WHAT TO DO =
Give only the number of lines where "components" occurs.
_ _ _ _ _ _ _
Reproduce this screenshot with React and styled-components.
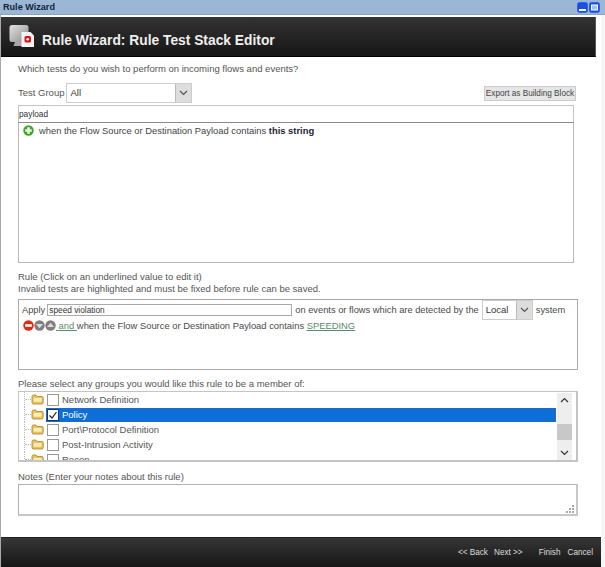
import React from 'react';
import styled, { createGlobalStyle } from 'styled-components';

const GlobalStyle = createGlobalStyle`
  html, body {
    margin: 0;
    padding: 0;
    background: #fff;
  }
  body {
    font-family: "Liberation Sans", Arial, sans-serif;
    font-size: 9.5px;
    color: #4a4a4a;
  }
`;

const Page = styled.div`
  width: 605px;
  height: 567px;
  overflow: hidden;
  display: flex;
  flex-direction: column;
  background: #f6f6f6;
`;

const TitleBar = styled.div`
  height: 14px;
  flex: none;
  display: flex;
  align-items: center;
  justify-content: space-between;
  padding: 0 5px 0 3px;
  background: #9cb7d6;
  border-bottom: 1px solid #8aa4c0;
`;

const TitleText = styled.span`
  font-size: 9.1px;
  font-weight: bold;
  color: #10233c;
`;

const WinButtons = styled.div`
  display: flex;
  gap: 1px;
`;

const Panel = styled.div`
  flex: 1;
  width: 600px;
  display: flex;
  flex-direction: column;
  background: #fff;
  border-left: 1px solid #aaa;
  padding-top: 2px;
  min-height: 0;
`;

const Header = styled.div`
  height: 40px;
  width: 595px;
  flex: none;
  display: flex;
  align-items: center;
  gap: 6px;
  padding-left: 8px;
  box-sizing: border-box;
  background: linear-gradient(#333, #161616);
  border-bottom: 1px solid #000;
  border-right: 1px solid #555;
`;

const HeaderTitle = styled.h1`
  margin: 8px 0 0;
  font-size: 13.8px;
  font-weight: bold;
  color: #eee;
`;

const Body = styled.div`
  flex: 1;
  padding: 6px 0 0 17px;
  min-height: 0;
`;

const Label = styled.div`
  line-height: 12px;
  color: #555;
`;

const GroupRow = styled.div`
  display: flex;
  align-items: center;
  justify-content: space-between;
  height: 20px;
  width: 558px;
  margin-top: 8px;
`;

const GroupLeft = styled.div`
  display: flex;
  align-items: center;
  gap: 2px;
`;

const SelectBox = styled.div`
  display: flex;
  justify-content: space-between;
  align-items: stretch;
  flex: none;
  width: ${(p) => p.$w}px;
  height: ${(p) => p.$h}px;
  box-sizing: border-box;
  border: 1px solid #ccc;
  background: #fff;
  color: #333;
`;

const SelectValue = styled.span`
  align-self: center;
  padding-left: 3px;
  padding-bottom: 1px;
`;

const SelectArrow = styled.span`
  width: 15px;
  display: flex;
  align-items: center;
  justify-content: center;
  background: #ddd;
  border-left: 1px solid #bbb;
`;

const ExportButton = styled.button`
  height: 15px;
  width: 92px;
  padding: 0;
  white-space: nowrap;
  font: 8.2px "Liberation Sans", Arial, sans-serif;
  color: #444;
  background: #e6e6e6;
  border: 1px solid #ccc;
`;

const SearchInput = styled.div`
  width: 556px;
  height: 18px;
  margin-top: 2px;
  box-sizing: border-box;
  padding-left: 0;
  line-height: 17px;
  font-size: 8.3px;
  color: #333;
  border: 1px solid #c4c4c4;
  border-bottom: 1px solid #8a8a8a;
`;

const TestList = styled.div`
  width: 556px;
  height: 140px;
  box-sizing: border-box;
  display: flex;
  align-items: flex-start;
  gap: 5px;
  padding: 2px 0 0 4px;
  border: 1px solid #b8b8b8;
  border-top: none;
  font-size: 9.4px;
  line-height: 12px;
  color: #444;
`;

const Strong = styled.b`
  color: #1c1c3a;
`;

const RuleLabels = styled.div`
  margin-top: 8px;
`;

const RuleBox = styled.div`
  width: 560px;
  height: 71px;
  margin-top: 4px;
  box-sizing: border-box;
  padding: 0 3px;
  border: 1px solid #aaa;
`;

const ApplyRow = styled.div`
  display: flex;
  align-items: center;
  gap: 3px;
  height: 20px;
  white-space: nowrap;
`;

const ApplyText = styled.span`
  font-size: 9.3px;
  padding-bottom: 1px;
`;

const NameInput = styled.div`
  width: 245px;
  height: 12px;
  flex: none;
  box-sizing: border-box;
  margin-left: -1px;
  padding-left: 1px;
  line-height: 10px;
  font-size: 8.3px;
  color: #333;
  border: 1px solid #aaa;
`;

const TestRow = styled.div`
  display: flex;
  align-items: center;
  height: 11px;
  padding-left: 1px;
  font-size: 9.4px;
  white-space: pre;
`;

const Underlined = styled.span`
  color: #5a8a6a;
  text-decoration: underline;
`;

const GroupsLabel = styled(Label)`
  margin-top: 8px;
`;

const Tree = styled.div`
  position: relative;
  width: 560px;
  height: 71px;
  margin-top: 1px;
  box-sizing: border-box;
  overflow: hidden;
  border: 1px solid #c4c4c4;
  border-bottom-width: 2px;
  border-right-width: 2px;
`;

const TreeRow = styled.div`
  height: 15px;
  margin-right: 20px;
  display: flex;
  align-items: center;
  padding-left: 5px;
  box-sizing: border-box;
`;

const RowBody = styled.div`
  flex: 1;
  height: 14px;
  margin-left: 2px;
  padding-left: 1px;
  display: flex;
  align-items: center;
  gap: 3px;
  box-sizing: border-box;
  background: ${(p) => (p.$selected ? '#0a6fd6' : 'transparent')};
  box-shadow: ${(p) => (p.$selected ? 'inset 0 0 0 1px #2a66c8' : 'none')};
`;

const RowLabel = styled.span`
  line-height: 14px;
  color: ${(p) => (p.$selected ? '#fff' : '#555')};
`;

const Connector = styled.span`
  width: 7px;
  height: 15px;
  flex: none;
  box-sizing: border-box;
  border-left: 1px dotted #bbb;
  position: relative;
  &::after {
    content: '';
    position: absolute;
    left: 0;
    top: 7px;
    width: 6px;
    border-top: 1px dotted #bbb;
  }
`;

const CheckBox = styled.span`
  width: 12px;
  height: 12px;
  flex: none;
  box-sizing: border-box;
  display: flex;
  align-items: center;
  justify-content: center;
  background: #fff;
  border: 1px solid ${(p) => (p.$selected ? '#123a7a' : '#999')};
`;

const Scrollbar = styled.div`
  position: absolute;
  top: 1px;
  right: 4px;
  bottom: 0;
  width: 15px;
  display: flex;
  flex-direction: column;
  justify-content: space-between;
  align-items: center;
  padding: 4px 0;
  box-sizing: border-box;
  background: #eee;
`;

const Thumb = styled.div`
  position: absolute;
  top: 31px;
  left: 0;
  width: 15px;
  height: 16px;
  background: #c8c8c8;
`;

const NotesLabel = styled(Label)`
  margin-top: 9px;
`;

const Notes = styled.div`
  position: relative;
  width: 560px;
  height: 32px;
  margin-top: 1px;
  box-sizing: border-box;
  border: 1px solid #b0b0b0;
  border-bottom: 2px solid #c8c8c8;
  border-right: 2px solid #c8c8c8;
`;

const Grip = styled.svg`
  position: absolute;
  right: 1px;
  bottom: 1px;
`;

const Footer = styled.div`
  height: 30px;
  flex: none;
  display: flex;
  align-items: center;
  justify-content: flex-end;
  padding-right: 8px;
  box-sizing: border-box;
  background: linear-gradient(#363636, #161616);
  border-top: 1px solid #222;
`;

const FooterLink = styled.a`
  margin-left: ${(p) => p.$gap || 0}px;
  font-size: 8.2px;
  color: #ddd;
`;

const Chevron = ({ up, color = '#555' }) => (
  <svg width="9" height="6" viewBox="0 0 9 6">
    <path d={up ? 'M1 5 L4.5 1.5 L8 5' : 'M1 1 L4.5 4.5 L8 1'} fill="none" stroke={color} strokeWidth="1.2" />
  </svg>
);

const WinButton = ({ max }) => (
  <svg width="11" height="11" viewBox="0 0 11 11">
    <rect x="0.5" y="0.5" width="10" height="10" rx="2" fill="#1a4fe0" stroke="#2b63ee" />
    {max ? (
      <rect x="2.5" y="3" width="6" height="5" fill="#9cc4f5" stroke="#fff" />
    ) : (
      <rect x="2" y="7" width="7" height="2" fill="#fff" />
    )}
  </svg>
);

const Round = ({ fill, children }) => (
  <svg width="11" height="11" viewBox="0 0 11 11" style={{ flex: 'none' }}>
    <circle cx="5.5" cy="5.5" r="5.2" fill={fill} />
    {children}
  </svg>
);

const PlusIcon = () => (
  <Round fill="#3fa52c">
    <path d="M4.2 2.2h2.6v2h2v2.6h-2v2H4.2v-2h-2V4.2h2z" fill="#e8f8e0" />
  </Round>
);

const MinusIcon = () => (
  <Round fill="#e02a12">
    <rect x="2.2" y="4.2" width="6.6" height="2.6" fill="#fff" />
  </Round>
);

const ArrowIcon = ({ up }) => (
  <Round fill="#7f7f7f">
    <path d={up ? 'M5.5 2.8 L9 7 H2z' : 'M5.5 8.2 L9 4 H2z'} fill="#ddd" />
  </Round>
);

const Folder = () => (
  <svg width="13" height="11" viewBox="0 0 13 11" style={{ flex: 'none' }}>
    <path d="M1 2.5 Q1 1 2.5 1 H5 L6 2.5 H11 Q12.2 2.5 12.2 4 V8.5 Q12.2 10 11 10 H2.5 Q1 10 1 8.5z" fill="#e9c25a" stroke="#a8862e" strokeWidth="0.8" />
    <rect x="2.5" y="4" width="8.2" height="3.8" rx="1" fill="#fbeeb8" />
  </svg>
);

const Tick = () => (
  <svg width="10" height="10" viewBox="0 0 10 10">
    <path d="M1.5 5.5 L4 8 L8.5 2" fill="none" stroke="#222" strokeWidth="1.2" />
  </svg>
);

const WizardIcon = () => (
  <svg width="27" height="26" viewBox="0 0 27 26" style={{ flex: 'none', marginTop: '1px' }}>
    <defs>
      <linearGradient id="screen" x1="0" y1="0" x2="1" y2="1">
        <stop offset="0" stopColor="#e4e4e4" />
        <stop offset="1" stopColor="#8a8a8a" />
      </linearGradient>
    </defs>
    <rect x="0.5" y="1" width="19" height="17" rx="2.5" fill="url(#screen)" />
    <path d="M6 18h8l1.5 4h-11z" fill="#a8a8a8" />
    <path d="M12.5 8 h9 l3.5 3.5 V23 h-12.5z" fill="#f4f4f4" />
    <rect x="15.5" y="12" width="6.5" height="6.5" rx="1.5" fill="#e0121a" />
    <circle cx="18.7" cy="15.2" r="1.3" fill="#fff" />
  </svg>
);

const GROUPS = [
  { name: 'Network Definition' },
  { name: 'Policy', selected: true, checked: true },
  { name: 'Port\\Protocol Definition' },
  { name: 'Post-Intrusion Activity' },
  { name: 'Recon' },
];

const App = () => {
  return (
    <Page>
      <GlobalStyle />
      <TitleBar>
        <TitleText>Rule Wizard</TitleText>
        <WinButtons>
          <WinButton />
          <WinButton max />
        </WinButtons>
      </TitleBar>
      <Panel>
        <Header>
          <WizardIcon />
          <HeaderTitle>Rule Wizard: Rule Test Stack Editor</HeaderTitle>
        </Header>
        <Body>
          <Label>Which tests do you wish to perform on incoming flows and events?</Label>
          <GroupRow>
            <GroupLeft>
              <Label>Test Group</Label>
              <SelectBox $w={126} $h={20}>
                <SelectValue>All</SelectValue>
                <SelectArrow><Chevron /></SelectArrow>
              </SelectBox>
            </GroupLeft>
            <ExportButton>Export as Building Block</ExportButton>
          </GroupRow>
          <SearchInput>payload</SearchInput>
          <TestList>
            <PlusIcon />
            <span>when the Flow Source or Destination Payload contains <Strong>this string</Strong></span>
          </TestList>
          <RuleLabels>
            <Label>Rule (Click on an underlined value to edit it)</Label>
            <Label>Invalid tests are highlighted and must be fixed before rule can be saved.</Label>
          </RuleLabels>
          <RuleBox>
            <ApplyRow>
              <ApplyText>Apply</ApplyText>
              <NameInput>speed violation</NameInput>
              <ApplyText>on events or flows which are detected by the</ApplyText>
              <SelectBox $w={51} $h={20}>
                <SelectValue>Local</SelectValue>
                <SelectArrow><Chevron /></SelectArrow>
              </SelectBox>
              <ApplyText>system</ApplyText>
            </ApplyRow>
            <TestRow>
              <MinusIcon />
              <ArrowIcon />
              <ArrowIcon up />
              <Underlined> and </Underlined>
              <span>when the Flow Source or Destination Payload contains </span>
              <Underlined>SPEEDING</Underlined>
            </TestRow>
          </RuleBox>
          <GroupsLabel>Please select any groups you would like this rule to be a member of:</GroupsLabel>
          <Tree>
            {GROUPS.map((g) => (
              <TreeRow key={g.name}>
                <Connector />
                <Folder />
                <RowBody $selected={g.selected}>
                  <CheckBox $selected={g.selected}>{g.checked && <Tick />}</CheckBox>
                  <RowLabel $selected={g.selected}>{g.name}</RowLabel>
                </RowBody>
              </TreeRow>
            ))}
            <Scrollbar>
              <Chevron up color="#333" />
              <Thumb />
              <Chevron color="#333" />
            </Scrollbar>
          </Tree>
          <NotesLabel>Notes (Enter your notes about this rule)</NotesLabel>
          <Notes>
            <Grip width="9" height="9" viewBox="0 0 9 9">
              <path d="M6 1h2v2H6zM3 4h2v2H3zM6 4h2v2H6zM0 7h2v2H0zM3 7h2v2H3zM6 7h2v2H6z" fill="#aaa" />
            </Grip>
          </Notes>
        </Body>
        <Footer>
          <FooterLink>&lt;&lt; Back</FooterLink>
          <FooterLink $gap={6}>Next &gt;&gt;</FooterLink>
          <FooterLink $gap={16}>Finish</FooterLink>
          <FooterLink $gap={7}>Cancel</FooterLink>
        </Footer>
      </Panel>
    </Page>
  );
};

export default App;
_ _ _ _ _ _ _
TASK OUTPUT =
2